James' waffling a few months back was met with a stern response from Team USA managing director Jerry Colangelo, who said James could be jeopardizing his status as a core member of the team for Beijing.
Playing in China is vitally important to James' business interests as well. He has become one of that nation's most popular players and some of his endorsement sponsors -- Nike, Coca-Cola and Upper Deck to name a few -- would like to tap deeper into that overseas market.
James has been studying some Mandarin in preparation for the Olympics.
The U.S. team finished third in Japan last summer, another humbling result for the Americans who can no longer claim to be the world's best at basketball. James, though, is confident the new additions to the team will help restore U.S pride in a sport it once dominated.
"Kobe's back. We got J. Kidd, Chauncey," James said excitedly. "We've definitely got a group that knows how to win.
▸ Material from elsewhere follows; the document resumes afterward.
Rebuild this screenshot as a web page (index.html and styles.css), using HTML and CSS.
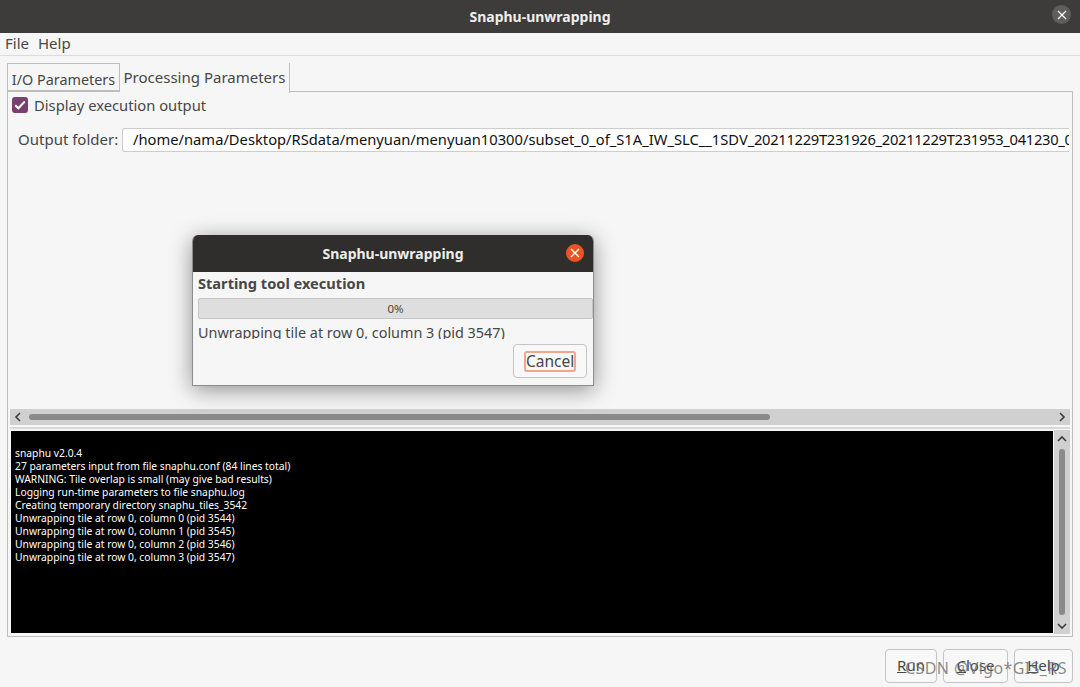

We'll be ready to play."
And Krzyzewski is ready to coach them to a gold medal.
"Chauncey, Jason, Kobe, Amare, those are huge pluses for our team and also because their egos are at a place where it doesn't have to be about them," he said.
While watching the Cavaliers' first run to the NBA finals -- which ended with them being swept by San Antonio -- Krzyzewski was impressed with James' improvement throughout the playoffs.
"There are certain things that you can only learn from experiencing them," he said. "I thought the Detroit series for him was huge in that he took so much crap for the first two games.
"But instead of putting his head between his legs, he responded with four unbelievable games."